UGENTO - “La voce del sangue di tuo fratello, grida a me dal suolo. Così parlò Dio a Caino e così parla a noi oggi che continuiamo a chiuderci nel silenzio e nell’indifferenza (… sono forse io il custode di mio fratello?, rispose Caino) circa l’efferato omicidio del carissimo Peppino Basile, nostro fratello e rappresentante di una istituzione”. E così parlò don Stefano Rocca, il parroco della chiesa di San Giovanni Bosco, ad Ugento che, a pochi giorni da Ferragosto, quando scoccherà il quattordicesimo mese senza notizie sul nome di chi abbia impugnato il coltello che trafisse più volte il consigliere comunale e provinciale dell’Idv, fino ad ucciderlo, formula i suo “auguri scomodi” alla politica salentina. E anche a chi quella mano ha usato ed eventualmente a chi l’ha armata. “Sono passati quattordici mesi e il suo delitto resta ancora avvolto in uno scandaloso mistero. Molte sono le orecchie da mercante. Numerose sono state le provocazioni lanciate in questi mesi e giorni: presentazioni di libri, lettere indirizzate a politici e presidenti vari. Mi chiedo – scrive do Stefano -, perché ancora oggi si preferisce tacere?”

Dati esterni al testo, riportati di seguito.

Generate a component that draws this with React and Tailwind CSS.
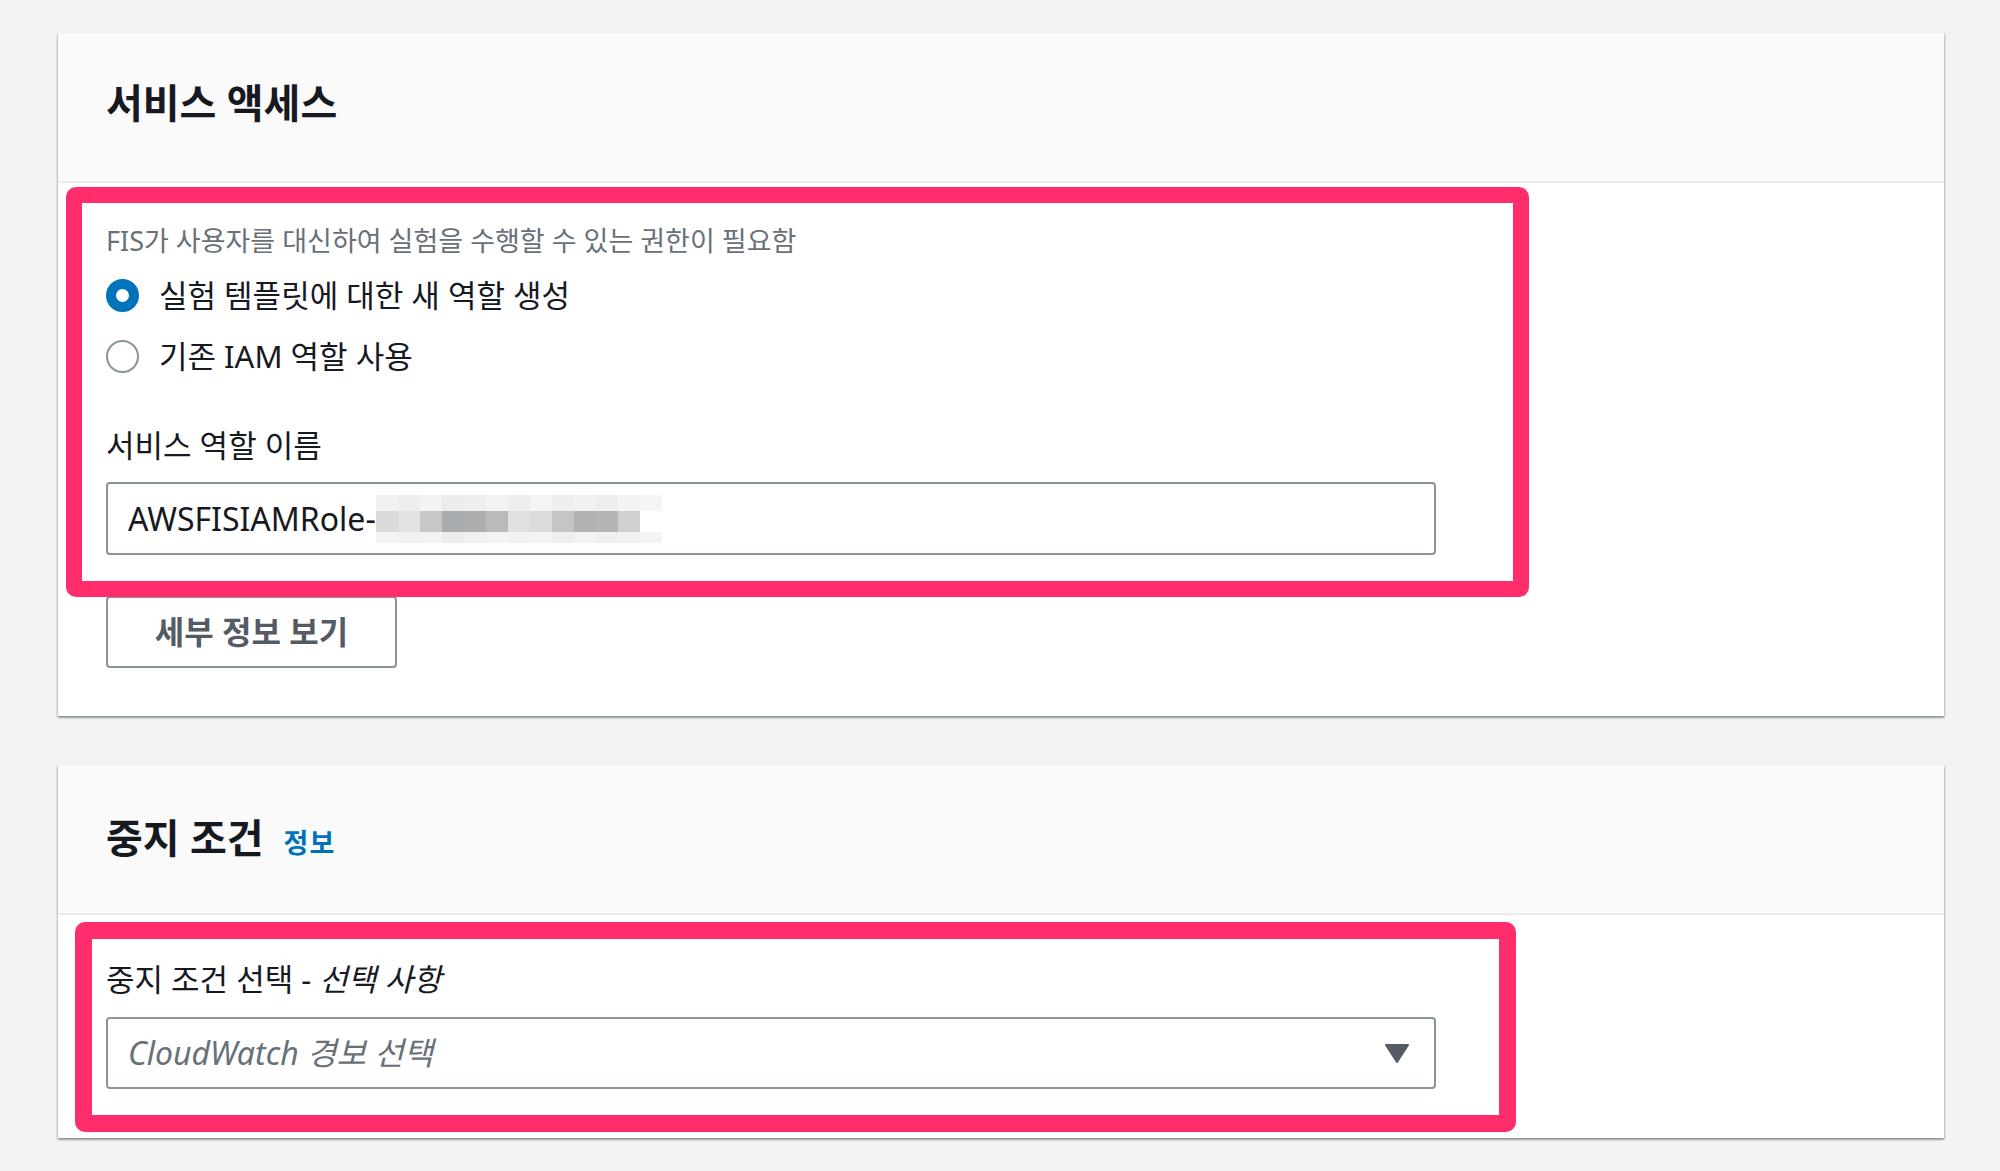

“Perché questa morte ha provocato una sterile divisione, una rottura di rapporti sino a sfiorare persino condanne, querele e insulti poco edificanti come se fosse solo un “pallino” da parte di qualcuno? Perché ancora oggi, la morte assurda di un uomo è diventata una realtà che al solo parlarne provoca reazioni illogiche anche da parte di esponenti politici? Perché la morte di Peppino deve rimanere solo un triste evento che ha colpito la nostra città di Ugento e la nostra terra salentina? Perché su questa morte – si chiede ancora il parroco -, occorre “metterci una pietra sopra”?”

“No, non può essere così. Quanta tristezza alberga nel mio cuore e nel cuore di tutti coloro che da mesi e mesi invocano e gridano giustizia e verità per Peppino. Lo faremo senza mai stancarci. Abbiamo la fortuna di avere nell’ambito del governo nazionale un ministro, figlio della terra salentina (il riferimento è ovviamente a Raffaele Fitto, Ndr), che nei mesi scorsi abbiamo visto spesso presente nei nostri paesi per suffragare voti per il suo schieramento politico. Per questo non abbiamo niente d’ammonire. Però, perdonate anche noi, e non prendeteci per pazzi o per protagonisti o peggio ancora non schierateci come vostri nemici o avversari se continuamente vi chiediamo di aiutarci nella nostra ricerca della verità di un fatto così grave che sino ad oggi non conosce precedenti. Una cosa è certa – dice ancora don Stefano: - che se fosse accaduto ad uno di voi impegnato nella politica, ugualmente ci saremmo “fatti in quattro” affinché verità e giustizia venissero fuori”.

“La nostra “ battaglia” non è per quello e quell’altro colore politico, come purtroppo si crede, ma per un uomo massacrato, nostro fratello e figlio di Dio. Credo che solo “abbracciandoci insieme” come amava dire Don Tonino Bello – sottolinea il prete - , potremmo abbattere il muro della violenza e della inimicizia, e perseguire insieme i valori della giustizia e della verità, che insieme dovremmo ricercare. Come sarebbe benaccetto da parte di noi cittadini Ugentini, poter sentire dalle labbra del nostro ministro una parola di intercessione presso le più alte cariche dello stato affinché un tale delitto possa avere quanto prima una sua risoluzione, almeno per difendere un uomo politico, al di là del coloro partitico, eletto dal popolo. Come sarebbe bello che la richiesta della verità fosse invocata da tutti senza alcuna distinzione di colore partitico. Eppure… il sangue di tuo fratello grida a me dal suolo, ci ricorda Dio. Grida! Mi auguro che almeno le grida di Dio possiamo sentirle nel nostro cuore, visto che quelle di Peppino quella notte nessuno le ha ascoltate. Così dicono, purtroppo. Mi auguro che queste grida di Dio possano rimanere impresse nelle coscienze di ognuno, senza la tentazione di rimuoverle”.

“Mi auguro – conclude don Stefano - che qualora questa mia lettera capiti tra le mani di coloro che hanno commissionato e commesso questo atto efferato, possano sentire nel loro cuore la tristezza del peccato compiuto e nello stesso tempo la Misericordia di Dio che sarà tanto grande quanto grande sarà il pentimento. Sono questi i miei auguri scomodi per questo Ferragosto”.